The South Knox Boys Cross Country Team made a positive impact on the State Meet this past Saturday and the Vincennes Lincoln Pride of the Green did the same at the State Marching Band Finals. Two different activities. One result. There are a lot of things we all had to do in school that were at best building blocks for our adult life. Some activities stay for life. What about Cross Country? There are teams in Cross Country competition, but it is really an individual activity. Kids turn into teens who turn into young adults, and age into full blown adults and beyond - and they can still run. It is a life long individual activity - a way to not only build and keep your physical prowess, but to clear your mind from the pressures of life.
What about marching band? Not many high school band members continue through life marching on a football field with 100 other adults, but marching band IS more than a simply school activity. Most adults have to work closely over long periods of time with a large number of people. Most successful adults are effective team members and/or leaders and that is what makes marching band a life long positive activity. And besides, when those trumpets come out of their cases for Reformation Sunday at church, the bandy in many of us comes out again.
Nice work kids. You did yourself proud and all those hours of practice will pay off for your whole life.

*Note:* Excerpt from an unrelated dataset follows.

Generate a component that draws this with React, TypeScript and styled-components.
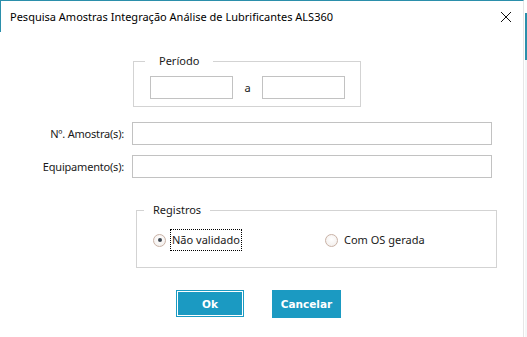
import styled, { createGlobalStyle } from 'styled-components';

const GlobalStyle = createGlobalStyle`
  html, body {
    margin: 0;
    padding: 0;
    background: #ffffff;
  }
  * {
    box-sizing: border-box;
  }
`;

const Screen = styled.div`
  display: flex;
  width: 527px;
  height: 337px;
  overflow: hidden;
  font-family: 'Noto Sans', 'Open Sans', sans-serif;
  font-size: 11px;
  color: #1a1a1a;
`;

const Dialog = styled.div`
  width: 524px;
  height: 337px;
  border-top: 1px solid #2b8fab;
  border-right: 1px solid #e6e6e6;
  background: #fff;
  display: flex;
  flex-direction: column;
`;

const Backdrop = styled.div`
  flex: 1;
  background: linear-gradient(#fff 0, #fff 13px, #2b8fab 13px, #2b8fab 60px, #f4f7f8 60px);
  border-left: 1px solid #fff;
`;

const TitleBar = styled.div`
  height: 31px;
  display: flex;
  align-items: center;
  justify-content: space-between;
  padding: 0 11px 0 9px;
  border-left: 1px solid #2b8fab;
  font-size: 11px;
  color: #000;
`;

const CloseButton = styled.button`
  border: none;
  background: none;
  padding: 0;
  width: 12px;
  height: 12px;
  display: flex;
  cursor: pointer;
`;

const Content = styled.div`
  display: flex;
  flex-direction: column;
  padding-top: 29px;
`;

const Group = styled.div<{ $left: number; $width: number; $height: number }>`
  position: relative;
  margin-left: ${(p) => p.$left}px;
  width: ${(p) => p.$width}px;
  height: ${(p) => p.$height}px;
  border: 1px solid #d3d3d3;
`;

const Legend = styled.span<{ $left: number; $pad: number }>`
  position: absolute;
  top: -9px;
  left: ${(p) => p.$left}px;
  padding: 0 ${(p) => p.$pad}px;
  background: #fff;
  line-height: 16px;
`;

const PeriodRow = styled.div`
  display: flex;
  align-items: center;
  padding: 14px 0 0 16px;
`;

const TextBox = styled.input<{ $width?: number }>`
  width: ${(p) => (p.$width ? `${p.$width}px` : '100%')};
  height: 23px;
  border: 1px solid #c2c2c2;
  background: #fff;
  outline: none;
  padding: 0 4px;
  font: inherit;
`;

const Sep = styled.span`
  width: 29px;
  text-align: center;
`;

const Fields = styled.div`
  display: grid;
  grid-template-columns: 124px 360px;
  column-gap: 8px;
  row-gap: 10px;
  align-items: center;
  margin-top: 15px;
`;

const FieldLabel = styled.label`
  text-align: right;
  white-space: nowrap;
  letter-spacing: -0.2px;
`;

const RadioRow = styled.div`
  display: flex;
  align-items: center;
  height: 22px;
  margin: 18px 0 0 16px;
`;

const RadioItem = styled.label<{ $width?: number }>`
  display: flex;
  align-items: center;
  gap: 2px;
  width: ${(p) => (p.$width ? `${p.$width}px` : 'auto')};
  cursor: pointer;
`;

const RadioCircle = styled.span<{ $checked?: boolean }>`
  position: relative;
  width: 13px;
  height: 13px;
  border-radius: 50%;
  border: 1px solid #c9b2a6;
  background: radial-gradient(circle at 50% 40%, #ffffff 0, #f1ece9 100%);
  margin-right: 2px;

  &::after {
    content: '';
    display: ${(p) => (p.$checked ? 'block' : 'none')};
    position: absolute;
    left: 3.5px;
    top: 3.5px;
    width: 4px;
    height: 4px;
    border-radius: 50%;
    background: #3d4650;
  }
`;

const RadioText = styled.span<{ $focus?: boolean }>`
  padding: 2px 1px;
  border: 1px dotted ${(p) => (p.$focus ? '#000' : 'transparent')};
  line-height: 16px;
`;

const Buttons = styled.div`
  display: flex;
  align-items: flex-start;
  gap: 28px;
  margin: 22px 0 0 176px;
`;

const ActionButton = styled.button<{ $default?: boolean }>`
  width: ${(p) => (p.$default ? 68 : 69)}px;
  height: ${(p) => (p.$default ? 27 : 28)}px;
  background: #1b9ac2;
  color: #fff;
  border: 1px solid #1b9ac2;
  box-shadow: ${(p) => (p.$default ? 'inset 0 0 0 1px #ffffff' : 'none')};
  font-family: 'DejaVu Sans', Verdana, sans-serif;
  font-weight: bold;
  font-size: 10.5px;
  cursor: pointer;
`;

export default function App() {
  return (
    <>
      <GlobalStyle />
      <Screen>
        <Dialog>
          <TitleBar>
            <span>Pesquisa Amostras Integração Análise de Lubrificantes ALS360</span>
            <CloseButton aria-label="Fechar">
              <svg width="12" height="12" viewBox="0 0 12 12">
                <path d="M1 1 L11 11 M11 1 L1 11" stroke="#111" strokeWidth="1" fill="none" />
              </svg>
            </CloseButton>
          </TitleBar>
          <Content>
            <Group $left={133} $width={228} $height={46}>
              <Legend $left={11} $pad={14}>Período</Legend>
              <PeriodRow>
                <TextBox $width={83} />
                <Sep>a</Sep>
                <TextBox $width={83} />
              </PeriodRow>
            </Group>

            <Fields>
              <FieldLabel>Nº. Amostra(s):</FieldLabel>
              <TextBox />
              <FieldLabel>Equipamento(s):</FieldLabel>
              <TextBox />
            </Fields>

            <Group $left={136} $width={361} $height={58} style={{ marginTop: 32 }}>
              <Legend $left={7} $pad={9}>Registros</Legend>
              <RadioRow>
                <RadioItem $width={172}>
                  <RadioCircle $checked />
                  <RadioText $focus>Não validado</RadioText>
                </RadioItem>
                <RadioItem>
                  <RadioCircle />
                  <RadioText>Com OS gerada</RadioText>
                </RadioItem>
              </RadioRow>
            </Group>

            <Buttons>
              <ActionButton $default>Ok</ActionButton>
              <ActionButton>Cancelar</ActionButton>
            </Buttons>
          </Content>
        </Dialog>
        <Backdrop />
      </Screen>
    </>
  );
}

While the arrest of a Vincennes man for impersonating a police office near the Vincennes campus and his detainment at Tecumseh-Harrison Elementary School yesterday turned out OK for the schools, there was a positive. The events allowed two important community organizations to test their lock-down procedures under real conditions. Few today believe "It can't happen here." It happens in small town after small town as well as the big cities we have been believed were the harbors of trouble.
At least to an outsider, the two incidents allowed fast and seemingly correct actions by VU and the Vincennes Community Schools. While real world incidents are not what either group wanted, real world situations beat a table-top expercise to check their systems every thime.